Wednesday, April 07, 2010

Once a lag, always a lag?

A friend once described to me how she and two others had gone to prison to visit a gang president to 'buy' her partner's freedom. She stayed in the car but was quite explicit about the intent of the visit and which gang was involved. And I have no reason to doubt the story.

I recalled this episode just now when reading about Jack Yorke, who similarly struck a deal to obtain his release. Looking at the region it may well be the same gang. Unfortunately for Mr Yorke, when the person with whom he had struck the deal died, new blood started demanding money to uphold the agreement. It's so despicable. Yorke, probably something of a wreck from hard living and on a sickness benefit, stole some property to pay the ransom. Then he confessed to the police. It was his first conviction in the 6 years since being released from jail.
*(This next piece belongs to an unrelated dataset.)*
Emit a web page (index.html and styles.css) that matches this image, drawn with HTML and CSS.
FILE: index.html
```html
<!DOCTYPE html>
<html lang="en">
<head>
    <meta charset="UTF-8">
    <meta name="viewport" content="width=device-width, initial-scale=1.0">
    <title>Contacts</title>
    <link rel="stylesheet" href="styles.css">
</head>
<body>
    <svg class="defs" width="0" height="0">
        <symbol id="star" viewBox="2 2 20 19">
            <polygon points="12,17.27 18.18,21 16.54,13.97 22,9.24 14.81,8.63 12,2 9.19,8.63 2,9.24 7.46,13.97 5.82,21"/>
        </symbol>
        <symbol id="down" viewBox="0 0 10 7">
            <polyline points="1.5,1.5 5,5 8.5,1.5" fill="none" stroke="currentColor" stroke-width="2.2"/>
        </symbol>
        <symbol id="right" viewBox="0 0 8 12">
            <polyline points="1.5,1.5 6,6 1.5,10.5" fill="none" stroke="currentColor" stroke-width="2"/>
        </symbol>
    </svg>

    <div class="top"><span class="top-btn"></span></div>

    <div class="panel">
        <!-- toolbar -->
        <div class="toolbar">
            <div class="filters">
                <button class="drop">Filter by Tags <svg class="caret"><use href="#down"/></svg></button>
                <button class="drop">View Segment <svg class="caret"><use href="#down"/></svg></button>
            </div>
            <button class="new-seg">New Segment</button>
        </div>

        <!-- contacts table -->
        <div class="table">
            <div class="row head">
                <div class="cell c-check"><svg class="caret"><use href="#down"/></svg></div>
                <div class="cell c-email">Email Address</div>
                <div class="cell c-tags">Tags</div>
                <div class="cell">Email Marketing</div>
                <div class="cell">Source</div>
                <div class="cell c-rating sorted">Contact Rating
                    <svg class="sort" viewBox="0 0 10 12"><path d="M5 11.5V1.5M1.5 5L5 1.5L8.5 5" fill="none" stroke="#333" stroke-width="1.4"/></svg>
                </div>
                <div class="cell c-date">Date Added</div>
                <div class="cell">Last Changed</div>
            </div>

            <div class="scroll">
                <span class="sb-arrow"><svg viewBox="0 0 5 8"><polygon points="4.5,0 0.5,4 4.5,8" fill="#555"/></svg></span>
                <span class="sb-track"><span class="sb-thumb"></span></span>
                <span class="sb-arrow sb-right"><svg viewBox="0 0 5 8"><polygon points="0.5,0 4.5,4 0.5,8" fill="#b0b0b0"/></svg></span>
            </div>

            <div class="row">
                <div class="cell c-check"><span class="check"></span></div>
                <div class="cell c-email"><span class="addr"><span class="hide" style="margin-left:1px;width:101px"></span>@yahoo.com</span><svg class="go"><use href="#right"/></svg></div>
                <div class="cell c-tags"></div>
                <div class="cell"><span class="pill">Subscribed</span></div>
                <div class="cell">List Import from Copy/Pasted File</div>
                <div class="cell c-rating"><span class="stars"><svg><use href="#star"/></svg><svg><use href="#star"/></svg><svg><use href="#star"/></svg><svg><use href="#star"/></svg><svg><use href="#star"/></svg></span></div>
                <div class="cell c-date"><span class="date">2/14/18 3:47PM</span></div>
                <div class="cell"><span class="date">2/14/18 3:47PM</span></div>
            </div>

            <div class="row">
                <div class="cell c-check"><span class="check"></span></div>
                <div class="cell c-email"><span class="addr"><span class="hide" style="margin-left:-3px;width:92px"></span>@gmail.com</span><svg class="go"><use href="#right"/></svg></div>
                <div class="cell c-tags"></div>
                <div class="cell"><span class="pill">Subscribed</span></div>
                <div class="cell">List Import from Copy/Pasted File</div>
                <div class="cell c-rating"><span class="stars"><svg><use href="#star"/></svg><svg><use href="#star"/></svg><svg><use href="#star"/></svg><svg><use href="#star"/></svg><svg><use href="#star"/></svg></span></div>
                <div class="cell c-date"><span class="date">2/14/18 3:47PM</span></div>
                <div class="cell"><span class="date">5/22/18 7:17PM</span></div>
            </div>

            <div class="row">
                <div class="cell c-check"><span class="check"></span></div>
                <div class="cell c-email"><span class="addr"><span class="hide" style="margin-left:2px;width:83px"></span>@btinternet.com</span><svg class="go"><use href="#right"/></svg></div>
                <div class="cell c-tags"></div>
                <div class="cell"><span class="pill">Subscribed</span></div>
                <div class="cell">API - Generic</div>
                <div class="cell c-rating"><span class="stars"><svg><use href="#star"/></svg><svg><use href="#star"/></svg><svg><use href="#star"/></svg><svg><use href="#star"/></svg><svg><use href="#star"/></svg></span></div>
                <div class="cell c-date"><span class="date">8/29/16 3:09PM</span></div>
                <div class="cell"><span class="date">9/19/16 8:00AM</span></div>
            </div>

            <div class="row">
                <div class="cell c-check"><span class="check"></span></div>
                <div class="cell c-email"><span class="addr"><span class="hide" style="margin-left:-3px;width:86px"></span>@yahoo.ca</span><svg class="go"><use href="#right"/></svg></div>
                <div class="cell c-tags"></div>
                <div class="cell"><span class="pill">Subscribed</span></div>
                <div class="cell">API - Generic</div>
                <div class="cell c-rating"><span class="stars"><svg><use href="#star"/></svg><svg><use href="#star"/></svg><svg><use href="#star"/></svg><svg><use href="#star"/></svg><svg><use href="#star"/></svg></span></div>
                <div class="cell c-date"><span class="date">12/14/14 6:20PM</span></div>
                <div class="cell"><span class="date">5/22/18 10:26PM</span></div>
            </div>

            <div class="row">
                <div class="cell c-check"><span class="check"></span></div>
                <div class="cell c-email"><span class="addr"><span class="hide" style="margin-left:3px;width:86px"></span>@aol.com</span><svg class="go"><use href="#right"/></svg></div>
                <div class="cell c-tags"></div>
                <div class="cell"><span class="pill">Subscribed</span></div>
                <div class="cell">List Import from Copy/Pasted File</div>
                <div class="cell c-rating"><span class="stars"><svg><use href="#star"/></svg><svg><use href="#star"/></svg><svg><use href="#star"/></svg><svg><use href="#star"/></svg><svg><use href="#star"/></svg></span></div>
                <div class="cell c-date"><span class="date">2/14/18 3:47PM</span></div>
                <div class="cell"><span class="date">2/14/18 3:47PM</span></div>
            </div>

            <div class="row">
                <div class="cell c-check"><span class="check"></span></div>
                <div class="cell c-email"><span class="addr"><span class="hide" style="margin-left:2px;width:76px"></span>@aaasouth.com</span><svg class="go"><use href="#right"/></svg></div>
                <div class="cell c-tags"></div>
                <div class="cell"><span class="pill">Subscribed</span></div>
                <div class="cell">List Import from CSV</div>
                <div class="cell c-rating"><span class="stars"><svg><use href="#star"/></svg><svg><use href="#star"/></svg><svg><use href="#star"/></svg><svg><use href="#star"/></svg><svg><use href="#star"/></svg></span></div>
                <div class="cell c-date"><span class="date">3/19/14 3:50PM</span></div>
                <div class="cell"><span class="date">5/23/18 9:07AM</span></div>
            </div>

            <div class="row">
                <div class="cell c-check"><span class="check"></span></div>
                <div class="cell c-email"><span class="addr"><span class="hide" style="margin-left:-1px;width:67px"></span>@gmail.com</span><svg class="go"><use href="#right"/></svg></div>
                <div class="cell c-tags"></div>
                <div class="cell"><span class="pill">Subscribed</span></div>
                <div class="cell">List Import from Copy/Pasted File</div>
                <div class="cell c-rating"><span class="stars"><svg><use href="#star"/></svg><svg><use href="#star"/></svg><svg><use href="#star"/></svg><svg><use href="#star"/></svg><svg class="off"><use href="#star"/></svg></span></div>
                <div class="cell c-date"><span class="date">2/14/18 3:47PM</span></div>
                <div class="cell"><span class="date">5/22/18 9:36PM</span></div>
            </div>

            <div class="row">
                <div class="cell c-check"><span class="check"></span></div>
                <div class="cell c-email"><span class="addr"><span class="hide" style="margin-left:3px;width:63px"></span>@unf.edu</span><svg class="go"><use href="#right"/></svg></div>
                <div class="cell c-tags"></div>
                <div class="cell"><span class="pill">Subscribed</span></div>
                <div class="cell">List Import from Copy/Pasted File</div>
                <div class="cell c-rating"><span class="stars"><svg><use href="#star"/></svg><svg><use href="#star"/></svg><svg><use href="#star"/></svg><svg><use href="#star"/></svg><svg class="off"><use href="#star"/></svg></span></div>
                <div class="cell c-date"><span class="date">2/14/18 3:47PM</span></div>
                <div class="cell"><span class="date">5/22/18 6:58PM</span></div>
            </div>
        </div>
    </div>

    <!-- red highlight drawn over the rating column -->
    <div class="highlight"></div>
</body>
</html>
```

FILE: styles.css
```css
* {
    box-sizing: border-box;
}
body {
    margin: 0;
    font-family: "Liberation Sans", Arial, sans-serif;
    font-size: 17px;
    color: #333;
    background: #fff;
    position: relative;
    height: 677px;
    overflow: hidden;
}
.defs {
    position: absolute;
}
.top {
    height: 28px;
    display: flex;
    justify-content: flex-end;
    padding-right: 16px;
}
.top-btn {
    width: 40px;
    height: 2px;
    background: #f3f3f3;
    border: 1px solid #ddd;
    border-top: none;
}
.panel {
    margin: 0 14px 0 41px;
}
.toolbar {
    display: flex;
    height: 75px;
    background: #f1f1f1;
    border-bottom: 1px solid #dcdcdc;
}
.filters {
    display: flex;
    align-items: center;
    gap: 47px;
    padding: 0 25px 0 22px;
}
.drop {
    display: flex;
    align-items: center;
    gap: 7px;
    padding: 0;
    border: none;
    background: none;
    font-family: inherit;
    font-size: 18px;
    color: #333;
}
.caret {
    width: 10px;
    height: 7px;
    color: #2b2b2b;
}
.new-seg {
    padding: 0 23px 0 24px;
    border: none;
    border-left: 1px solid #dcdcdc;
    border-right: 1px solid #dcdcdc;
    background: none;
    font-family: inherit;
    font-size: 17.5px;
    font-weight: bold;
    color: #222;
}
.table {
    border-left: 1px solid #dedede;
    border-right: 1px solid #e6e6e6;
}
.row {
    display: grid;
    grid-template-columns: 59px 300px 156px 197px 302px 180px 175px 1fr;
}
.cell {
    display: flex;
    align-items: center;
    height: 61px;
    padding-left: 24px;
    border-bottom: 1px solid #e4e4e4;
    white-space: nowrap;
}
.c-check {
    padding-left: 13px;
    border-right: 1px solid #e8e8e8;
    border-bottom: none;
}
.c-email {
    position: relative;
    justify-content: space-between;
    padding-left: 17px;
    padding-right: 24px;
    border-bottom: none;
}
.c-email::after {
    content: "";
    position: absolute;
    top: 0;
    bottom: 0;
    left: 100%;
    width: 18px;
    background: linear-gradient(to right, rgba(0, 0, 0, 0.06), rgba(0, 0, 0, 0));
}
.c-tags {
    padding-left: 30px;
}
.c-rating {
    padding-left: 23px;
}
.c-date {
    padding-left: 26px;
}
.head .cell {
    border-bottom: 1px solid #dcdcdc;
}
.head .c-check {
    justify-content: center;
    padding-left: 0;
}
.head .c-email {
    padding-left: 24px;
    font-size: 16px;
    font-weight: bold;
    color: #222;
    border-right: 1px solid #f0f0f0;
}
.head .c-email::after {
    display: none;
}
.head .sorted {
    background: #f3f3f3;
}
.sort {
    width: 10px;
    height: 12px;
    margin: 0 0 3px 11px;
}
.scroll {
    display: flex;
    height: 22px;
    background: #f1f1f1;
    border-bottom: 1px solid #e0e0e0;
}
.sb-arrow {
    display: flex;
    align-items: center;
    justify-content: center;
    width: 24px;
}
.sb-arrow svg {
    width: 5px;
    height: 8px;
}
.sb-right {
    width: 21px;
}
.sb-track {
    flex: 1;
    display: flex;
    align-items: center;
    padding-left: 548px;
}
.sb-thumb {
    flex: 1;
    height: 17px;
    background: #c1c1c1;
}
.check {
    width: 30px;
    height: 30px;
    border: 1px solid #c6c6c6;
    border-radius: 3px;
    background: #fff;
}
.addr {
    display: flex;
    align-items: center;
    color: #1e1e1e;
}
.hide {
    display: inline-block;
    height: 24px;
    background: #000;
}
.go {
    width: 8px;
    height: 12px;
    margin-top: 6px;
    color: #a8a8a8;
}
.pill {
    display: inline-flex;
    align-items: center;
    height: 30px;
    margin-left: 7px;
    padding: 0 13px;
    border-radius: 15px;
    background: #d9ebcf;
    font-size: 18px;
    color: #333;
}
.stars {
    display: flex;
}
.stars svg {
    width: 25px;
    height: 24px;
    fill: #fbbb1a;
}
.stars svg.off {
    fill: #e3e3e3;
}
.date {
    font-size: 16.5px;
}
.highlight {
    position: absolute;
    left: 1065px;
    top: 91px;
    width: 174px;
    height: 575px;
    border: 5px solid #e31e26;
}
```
Now he is being sent back to prison for 15 months with "special release conditions to assist in rehabilitation."

This raises a few questions in my mind.

1/ What, if anything, is being done about the blackmailing of Mr Yorke?

2/ What is 15 months in prison supposed to achieve? Would it be preferable to spend the $91,000 it costs to house a prisoner each year on buying Yorke a new identity and shipping him off somewhere? In prison it is going to cost 6 times what it currently costs to support him and the fact he stayed out of trouble after 2004 would suggest he is over his life of crime, worn-out most likely.
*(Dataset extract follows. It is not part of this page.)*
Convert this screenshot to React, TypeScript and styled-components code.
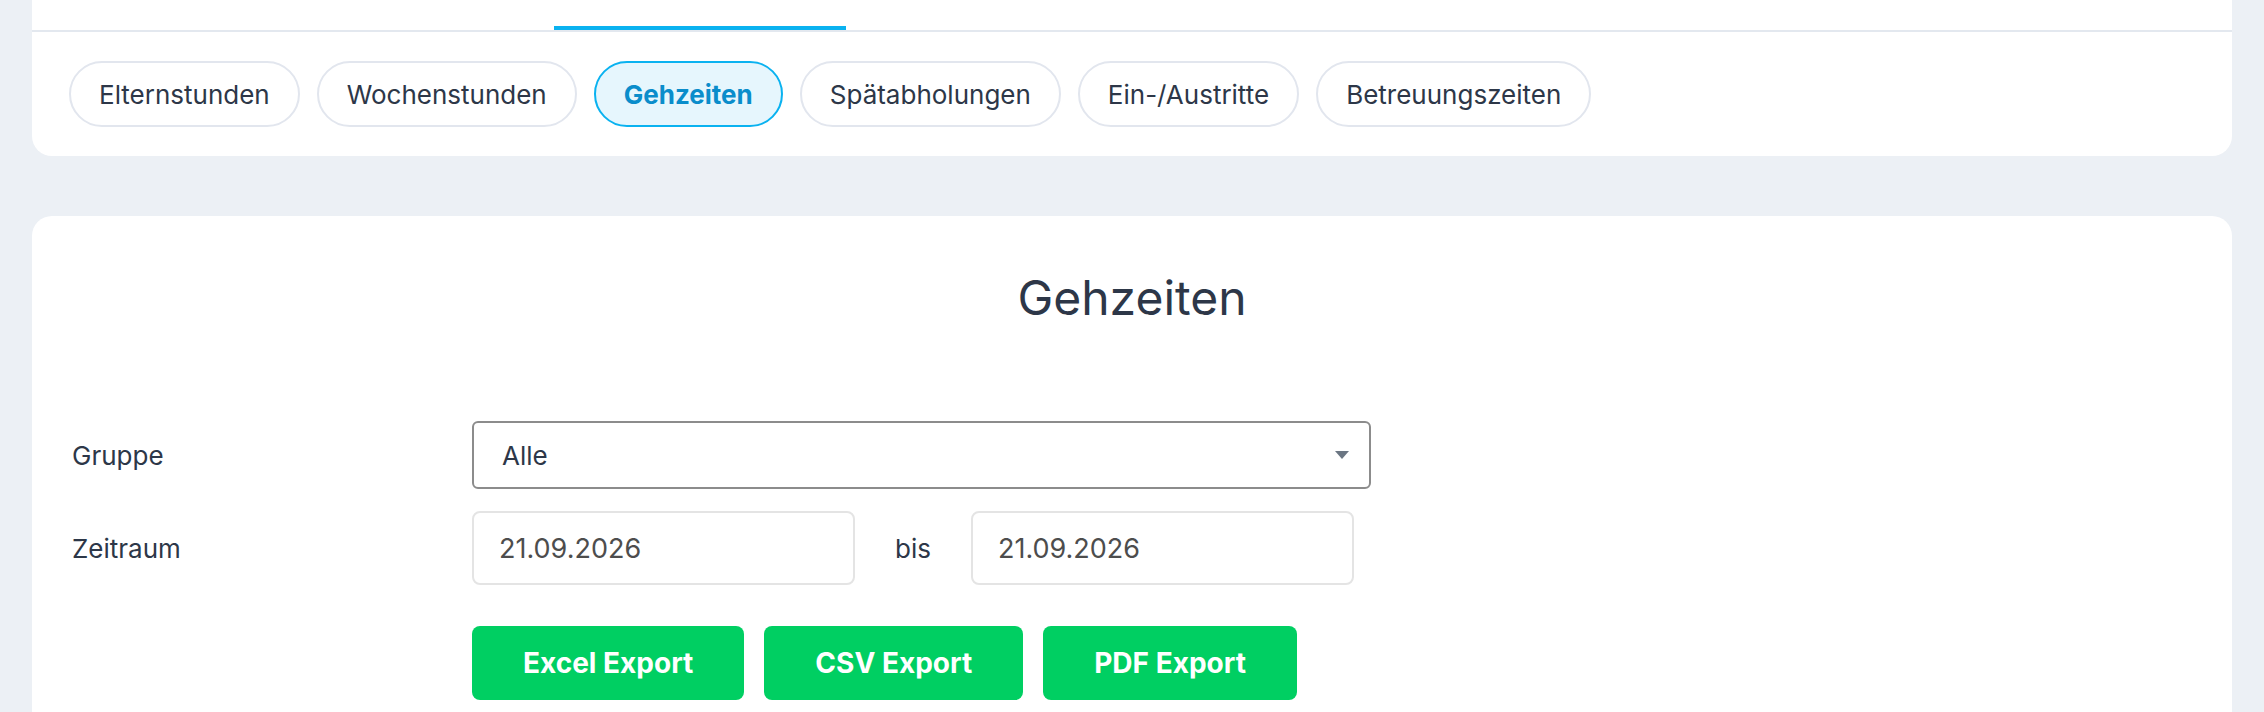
import React from "react";
import styled, { createGlobalStyle } from "styled-components";

const GlobalStyle = createGlobalStyle`
  html, body {
    margin: 0;
    padding: 0;
    background: #ecf0f5;
    font-family: Inter, "Noto Sans", Roboto, sans-serif;
    color: #2d3748;
  }
  * { box-sizing: border-box; }
`;

const Page = styled.div`
  display: flex;
  flex-direction: column;
  gap: 60px;
  padding: 0 32px;
  height: 712px;
  overflow: hidden;
`;

const NavCard = styled.section`
  background: #ffffff;
  border-radius: 0 0 20px 20px;
`;

const TabStrip = styled.div`
  display: flex;
  height: 32px;
  border-bottom: 2px solid #e3e8ef;
`;

const TabSlot = styled.div<{ $width: number; $active?: boolean }>`
  width: ${(p) => p.$width}px;
  height: 30px;
  border-bottom: 4px solid ${(p) => (p.$active ? "#0ab2f0" : "transparent")};
`;

const PillRow = styled.nav`
  display: flex;
  gap: 17px;
  padding: 29px 37px;
`;

const Pill = styled.button<{ $active?: boolean }>`
  height: 66px;
  padding: 0 28px;
  border-radius: 33px;
  border: 2px solid ${(p) => (p.$active ? "#0ab2f0" : "#e2e6ee")};
  background: ${(p) => (p.$active ? "#e6f6fd" : "#ffffff")};
  color: ${(p) => (p.$active ? "#0a8dcb" : "#2d3748")};
  font-family: inherit;
  font-size: 26px;
  font-weight: ${(p) => (p.$active ? 700 : 400)};
  cursor: pointer;
`;

const ReportCard = styled.section`
  background: #ffffff;
  border-radius: 20px;
  padding: 55px 40px 40px;
  flex: 1;
`;

const Title = styled.h1`
  margin: 0 0 97px;
  text-align: center;
  font-size: 48px;
  font-weight: 400;
  line-height: 53px;
  color: #2d3748;
`;

const Form = styled.div`
  display: grid;
  grid-template-columns: 400px 1fr;
  row-gap: 22px;
  align-items: center;
`;

const Label = styled.label`
  font-size: 26px;
  color: #2d3748;
`;

const SelectBox = styled.div`
  width: 899px;
  height: 68px;
  display: flex;
  align-items: center;
  justify-content: space-between;
  padding: 0 20px 0 28px;
  border: 2px solid #8c8c8c;
  border-radius: 6px;
  font-size: 26px;
  color: #2d3748;
`;

const Caret = styled.svg`
  width: 14px;
  height: 8px;
  fill: #6b7683;
`;

const DateRow = styled.div`
  display: flex;
  align-items: center;
  gap: 40px;
`;

const DateInput = styled.div`
  width: 383px;
  height: 74px;
  display: flex;
  align-items: center;
  padding: 0 25px;
  border: 2px solid #e4e4e4;
  border-radius: 8px;
  font-size: 27px;
  color: #4d4d4d;
`;

const Between = styled.span`
  font-size: 26px;
  color: #2d3748;
`;

const ButtonRow = styled.div`
  grid-column: 2;
  display: flex;
  gap: 20px;
  margin-top: 19px;
`;

const ExportButton = styled.button`
  height: 74px;
  padding: 0 51px;
  border: none;
  border-radius: 8px;
  background: #00cf62;
  color: #ffffff;
  font-family: inherit;
  font-size: 28px;
  font-weight: 700;
  cursor: pointer;
`;

const sections = [
  "Elternstunden",
  "Wochenstunden",
  "Gehzeiten",
  "Spätabholungen",
  "Ein-/Austritte",
  "Betreuungszeiten",
];

export default function App() {
  const active = "Gehzeiten";
  return (
    <>
      <GlobalStyle />
      <Page>
        <NavCard>
          <TabStrip>
            <TabSlot $width={522} />
            <TabSlot $width={292} $active />
          </TabStrip>
          <PillRow>
            {sections.map((s) => (
              <Pill key={s} $active={s === active}>
                {s}
              </Pill>
            ))}
          </PillRow>
        </NavCard>

        <ReportCard>
          <Title>Gehzeiten</Title>
          <Form>
            <Label>Gruppe</Label>
            <SelectBox>
              <span>Alle</span>
              <Caret viewBox="0 0 14 8">
                <path d="M0 0h14L7 8z" />
              </Caret>
            </SelectBox>

            <Label>Zeitraum</Label>
            <DateRow>
              <DateInput>21.09.2026</DateInput>
              <Between>bis</Between>
              <DateInput>21.09.2026</DateInput>
            </DateRow>

            <ButtonRow>
              <ExportButton>Excel Export</ExportButton>
              <ExportButton>CSV Export</ExportButton>
              <ExportButton>PDF Export</ExportButton>
            </ButtonRow>
          </Form>
        </ReportCard>
      </Page>
    </>
  );
}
3/ If Mr Yorke is subject to threats and intimidation on the outside, what chance the authorities can keep him safe on the inside?
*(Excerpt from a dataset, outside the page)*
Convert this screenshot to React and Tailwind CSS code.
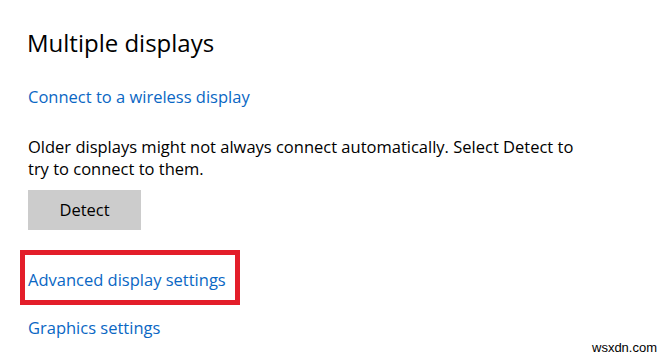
import React from "react";

const linkCls = "text-[#0a67c4] text-[16.5px] leading-[22px]";

const App = () => {
    return (
        <div className="relative w-[666px] h-[358px] bg-white overflow-hidden" style={{ fontFamily: '"Open Sans", "Noto Sans", sans-serif' }}>
            <div className="pl-[28px] pt-[27px] flex flex-col items-start">
                <h1 className="text-[24px] leading-[32px] text-black -ml-[1px]">Multiple displays</h1>

                <a className={`${linkCls} mt-[27px]`}>Connect to a wireless display</a>

                <p className="mt-[28px] w-[570px] text-[16.5px] leading-[22px] text-black">
                    Older displays might not always connect automatically. Select Detect to try to connect to them.
                </p>

                <button className="mt-[10px] w-[113px] h-[40px] bg-[#cccccc] text-[16.5px] text-black">
                    Detect
                </button>

                {/* highlighted link */}
                <div className="mt-[20px] -ml-[8px] w-[220px] h-[55px] border-[5px] border-[#e31e2a] pl-[3px] pt-[13px]">
                    <a className={`${linkCls} whitespace-nowrap`}>Advanced display settings</a>
                </div>

                <a className={`${linkCls} mt-[12px]`}>Graphics settings</a>
            </div>

            <span className="absolute left-[592px] top-[340px] text-[13px] leading-[16px] text-black" style={{ fontFamily: '"Liberation Sans", sans-serif' }}>
                wsxdn.com
            </span>
        </div>
    );
};

export default App;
4/ And, of course, is Mr Yorke telling the truth, but I am prepared to give him the benefit of the doubt.

But perhaps the hard-liners would say, tough. He has to be punished and if he didn't want to do the time, he shouldn't have done the crime. Perhaps Mr Yorke is about to get his comeuppance for his previous life of offending.

And that is exactly where I part company from the hard-liners. Yes, I actually have some sympathy for this character because I imagine he is a burnt-out shell of a man who no longer poses a threat to society. There are plenty more like him hence very few old men are in prison. But more importantly the way the justice system is dealing with him seems to defy logic. There must be better outcomes available for both Yorke and the taxpayer. Surely.